PESARO – Trovato un posto accogliente per Oana, Raffaele Pierotti è ripartito, da solo, a piedi, diretto a Fatima.

Diverse sono le emozioni che provo a fare il Camino senza Oana. La più forte è il senso di essere solo, di non potere condividere con lei niente di niente. Subito dopo viene la sensazione di aver deciso il meglio per lei. Non sarei infatti un uomo di cavalli se non avessi riconosciuto il pericolo di portarla allo “strapazzo” fisico e mentale. Questione di qualche giorno e si sarebbe fermata da sola.

Da Vilarinho, il Camino è solo asfalto. Una strada stretta e schiacciata tra due alti muri, con pochi centimetri di banchina, tanto che al passaggio dei mezzi pesanti devo appoggiare la schiena al muro. Avevo deriso alcuni pellegrini perché si erano lamentati del percorso. Beh,  è addirittura peggio, molto pericoloso. In ogni caso non avrei portato Oana su quella parte di percorso e se ricordate era mia intenzione aggirare Porto. Ora, dopo aver passato questa metropoli, posso dire che è stata una giusta decisione.

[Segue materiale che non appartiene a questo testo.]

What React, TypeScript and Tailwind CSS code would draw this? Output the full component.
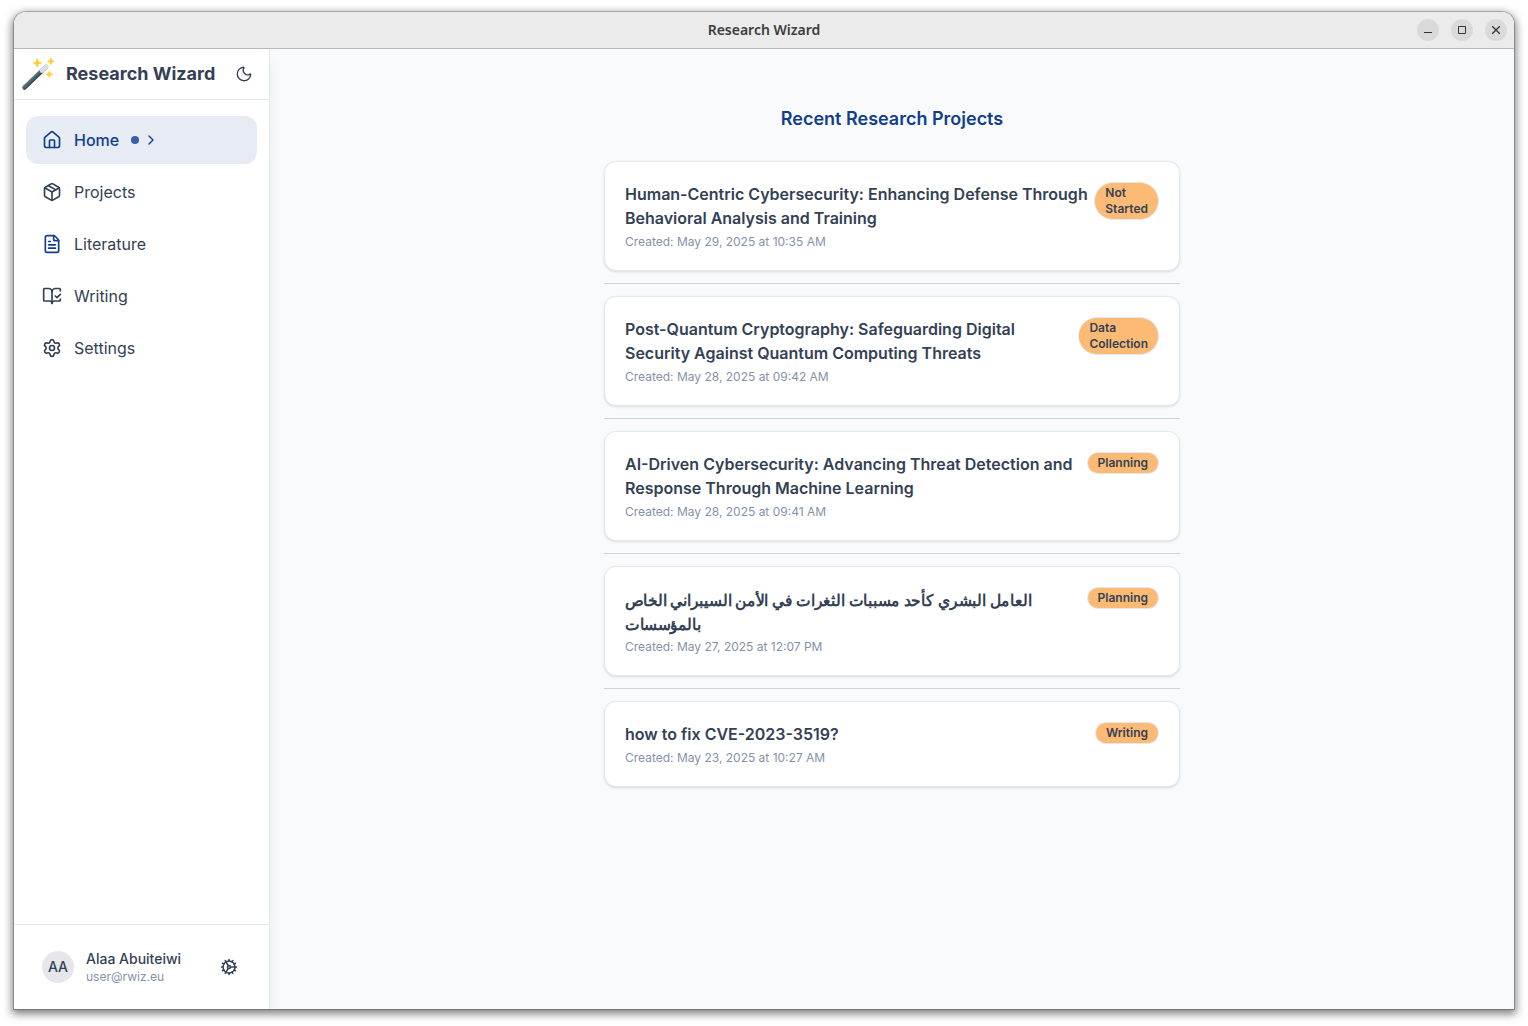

Porto non mi è sembrata caotica, ma nelle zone del Camino ci sono bancarelle, turisti, ristoranti, bar, tendoni, lavori in corso, tram e perfino un attraversamento scavalcando il paracarro di una nazionale. Roba da matti. Comincio a chiedermi chi ha tracciato questo percorso. Nella rua Sao Joao è disegnata la valigia con il cuore dentro di Walk On accanto alla blu per Fatima. E’ un bell’invito a proseguire. E  il porto, il grande fiume e il ponte Luis I, sono uno spettacolo grandioso. Mi lascio alle spalle la città, ma per ore e ore c’è  solo asfalto sotto un bel cielo sereno, e paesi su paesi. Poca campagna e niente acqua. La Madonna di Fatima comincia a comparire spesso, stampata nelle case o come statua assieme ai tre pastorelli nei giardini. Trovo diversi prati per Oana, se fosse stata con me, ma niente acqua. Depositi asciutti, fontanili in disuso, nei parchi, nessuna fontanella.

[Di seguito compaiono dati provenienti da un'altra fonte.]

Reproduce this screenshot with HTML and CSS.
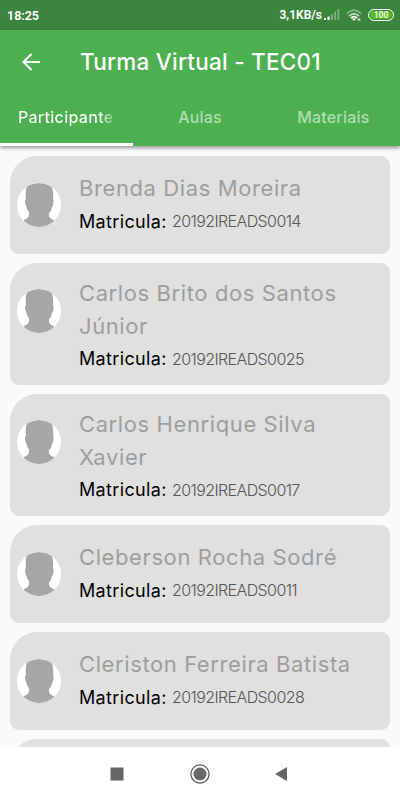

Cerco un luogo carino per fermarmi e nella carta del Camino è indicato il Mosteiro – il monastero – di Grijó. Sperando che sia un luogo incantevole vado avanti non pensando alla fatica, grato in cuor mio di non dovermi occupare di Oana. Chissà se starà divorando la sua razione serale di fieno? Chissà se Duarte le darà la giusta razione? In realtà sono preoccupato. Non è possibile fidarsi se gli addetti al lavoro non sono della stessa categoria.

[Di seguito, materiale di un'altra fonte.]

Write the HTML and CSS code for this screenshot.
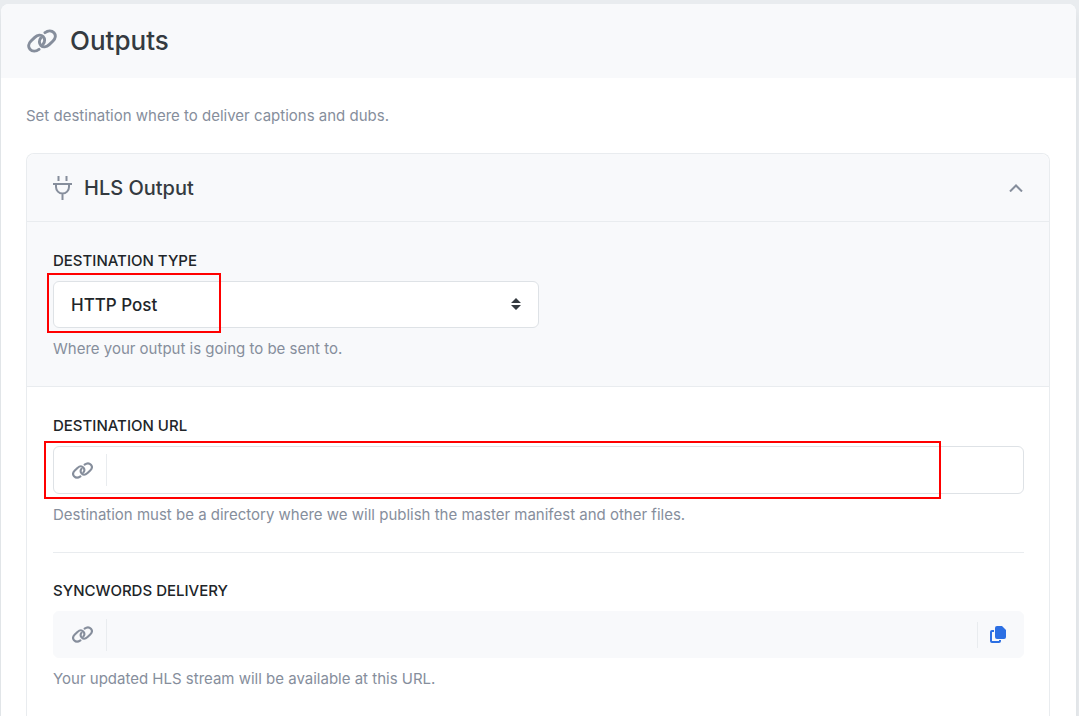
FILE: index.html
```html
<!DOCTYPE html>
<html lang="en">
<head>
  <meta charset="UTF-8" />
  <meta name="viewport" content="width=device-width, initial-scale=1.0"/>
  <title>Outputs</title>
  <link rel="stylesheet" href="styles.css">
</head>
<body>
  <svg class="sprite" aria-hidden="true">
    <symbol id="icon-link" viewBox="0 0 30 24">
      <path d="M18 3.600C21 1.400 24.800 1.400 27 3.800C29.100 6.200 28.500 9.600 26 12L22.200 15.600C19.400 18.200 16 18.600 13.900 16.400C12 14.400 12 11.400 13.700 9.200"/>
      <path d="M12 20.400C9 22.600 5.200 22.600 3 20.200C.9 17.800 1.500 14.400 4 12L7.800 8.400C10.600 5.800 14 5.400 16.100 7.600C18 9.600 18 12.600 16.300 14.800"/>
    </symbol>
  </svg>

  <main class="card">
    <header class="card-header">
      <svg class="icon icon-title" aria-hidden="true"><use href="#icon-link"/></svg>
      <h1>Outputs</h1>
    </header>

    <div class="card-body">
      <p class="intro">Set destination where to deliver captions and dubs.</p>

      <section class="panel">
        <div class="panel-header">
          <svg class="icon icon-plug" viewBox="0 0 19 24" aria-hidden="true">
            <path d="M5.500 0v5M13.500 0v5M0 8h19M3 8v3a6.500 6.500 0 0 0 13 0V8M9.500 17v7"/>
          </svg>
          <h2>HLS Output</h2>
          <button class="toggle" type="button" aria-label="Collapse">
            <svg class="icon icon-chevron" viewBox="0 0 14 8" aria-hidden="true"><path d="M1 7.500l6-6 6 6"/></svg>
          </button>
        </div>

        <div class="section section-type">
          <label for="destType">DESTINATION TYPE</label>
          <div class="select-wrap">
            <select id="destType">
              <option>HTTP Post</option>
            </select>
            <svg class="icon-sort" viewBox="0 0 10 12" aria-hidden="true"><path d="M5 0l5 5H0zM5 12l5-5H0z"/></svg>
            <span class="highlight highlight-type"></span>
          </div>
          <p class="help">Where your output is going to be sent to.</p>
        </div>

        <div class="section">
          <label for="destUrl">DESTINATION URL</label>
          <div class="input-group">
            <span class="addon"><svg class="icon icon-field" aria-hidden="true"><use href="#icon-link"/></svg></span>
            <input type="text" id="destUrl">
            <span class="highlight highlight-url"></span>
          </div>
          <p class="help">Destination must be a directory where we will publish the master manifest and other files.</p>

          <hr>

          <label for="delivery">SYNCWORDS DELIVERY</label>
          <div class="input-group readonly">
            <span class="addon"><svg class="icon icon-field" aria-hidden="true"><use href="#icon-link"/></svg></span>
            <input type="text" id="delivery" readonly>
            <button class="copy" type="button" aria-label="Copy URL">
              <svg class="icon-copy" viewBox="0 0 16 18" aria-hidden="true">
                <path class="back" d="M4 5H2a1 1 0 0 0-1 1v9a1 1 0 0 0 1 1h7a1 1 0 0 0 1-1v-1"/>
                <path d="M7 0h5l4 4v7a2 2 0 0 1-2 2H7a2 2 0 0 1-2-2V2a2 2 0 0 1 2-2z"/>
              </svg>
            </button>
          </div>
          <p class="help">Your updated HLS stream will be available at this URL.</p>
        </div>
      </section>
    </div>
  </main>
</body>
</html>
```

FILE: styles.css
```css
* {
  box-sizing: border-box;
}
body {
  display: flex;
  min-height: 100vh;
  margin: 0;
  padding: 4px 3px 0 1px;
  background-color: #e9ecef;
  color: #343a40;
  font-family: Inter, "Liberation Sans", sans-serif;
  font-size: 15px;
  line-height: 24px;
}
h1, h2, p {
  margin: 0;
}
.sprite {
  position: absolute;
  width: 0;
  height: 0;
}

/* icons */
.icon {
  flex: none;
  fill: none;
  stroke: #868e9c;
  stroke-width: 2;
}
.icon-title, .icon-field {
  stroke-width: 3;
  stroke-linecap: round;
}
.icon-title {
  width: 30px;
  height: 24px;
}
.icon-field {
  width: 21px;
  height: 17px;
}
.icon-plug {
  width: 19px;
  height: 24px;
}
.icon-chevron {
  width: 14px;
  height: 8px;
}

/* card */
.card {
  display: flex;
  flex-direction: column;
  flex: 1;
  background: #fff;
  border-radius: 8px 8px 0 0;
  box-shadow: 0 8px 8px rgba(52, 58, 64, 0.08);
}
.card-header {
  display: flex;
  align-items: center;
  gap: 13px;
  height: 74px;
  padding: 0 26px;
  background: #f8f9fb;
  border-radius: 8px 8px 0 0;
}
h1 {
  font-size: 26px;
  line-height: 32px;
  font-weight: 500;
}
.card-body {
  display: flex;
  flex-direction: column;
  flex: 1;
  padding: 26px 26px 0 25px;
}
.intro, .help {
  color: #868e9c;
}

/* output panel */
.panel {
  flex: 1;
  margin-top: 25px;
  border: 1px solid #e9ecef;
  border-bottom: none;
  border-radius: 8px 8px 0 0;
}
.panel-header {
  display: flex;
  align-items: center;
  gap: 12px;
  height: 68px;
  padding: 0 26px;
  background: #f8f9fb;
  border-bottom: 1px solid #e9ecef;
  border-radius: 8px 8px 0 0;
}
h2 {
  flex: 1;
  font-size: 20px;
  font-weight: 500;
}
.toggle, .copy {
  display: flex;
  align-items: center;
  padding: 0;
  border: none;
  background: none;
  cursor: pointer;
}
.section {
  padding: 27px 25px 25px 26px;
}
.section-type {
  background: #f8f9fb;
  border-bottom: 1px solid #e9ecef;
}
label {
  display: block;
  margin-bottom: 8px;
  color: #212529;
  font-weight: 500;
}
.help {
  margin-top: 9px;
}
hr {
  height: 1px;
  margin: 25px 0 26px;
  border: none;
  background: #e9ecef;
}

/* fields */
.select-wrap {
  position: relative;
  width: 50%;
}
select {
  display: block;
  width: 100%;
  height: 47px;
  padding: 0 17px;
  appearance: none;
  background: #fff;
  border: 1px solid #dee2e6;
  border-radius: 6px;
  color: #212529;
  font-family: inherit;
  font-size: 17px;
  font-weight: 500;
}
.icon-sort {
  position: absolute;
  top: 17px;
  right: 18px;
  width: 10px;
  height: 12px;
  fill: #343a40;
  pointer-events: none;
}
.input-group {
  position: relative;
  display: flex;
  align-items: center;
  height: 48px;
  background: #fff;
  border: 1px solid #dee2e6;
  border-radius: 6px;
}
.input-group.readonly {
  height: 47px;
  background: #f8f9fb;
  border-color: #f8f9fb;
}
.addon {
  display: flex;
  align-items: center;
  justify-content: flex-end;
  width: 53px;
  height: 32px;
  padding-right: 13px;
  border-right: 1px solid #e9ecef;
}
.input-group input {
  flex: 1;
  min-width: 0;
  height: 100%;
  padding: 0 16px;
  border: none;
  background: none;
  font-family: inherit;
  font-size: 17px;
}
.copy {
  height: 26px;
  padding: 0 17px 0 12px;
  border-left: 1px solid #e9ecef;
}
.icon-copy {
  width: 16px;
  height: 18px;
  fill: #2c6fe3;
}
.icon-copy .back {
  fill: none;
  stroke: #2c6fe3;
  stroke-width: 2;
}

/* red callouts */
.highlight {
  position: absolute;
  border: 2px solid #f00;
  pointer-events: none;
}
.highlight-type {
  top: -8px;
  bottom: -5px;
  left: -6px;
  width: 174px;
}
.highlight-url {
  top: -6px;
  right: 82px;
  bottom: -6px;
  left: -10px;
}
```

Il Monastero è un bell’edificio. Stendo il sacco a pelo nel prato. Prima di notte, un signore che sta per entrare nell’edificio, mi vede e non nasconde la gioia nel sapermi pellegrino. E’ dolente nel non potermi ospitare, non essendoci ancora un “albergue”. Mi introduce negli uffici del Monastero, addobbati di tappeti rossi, arredamento e grandi spazi tipici di palazzi importanti. Credo di capire che Adelino è il segretario di qualche eminenza. Mi timbra la credenziale e mi parla del Monastero molto volentieri. Mi è difficile capire il portoghese, non e’ affatto una lingua facile.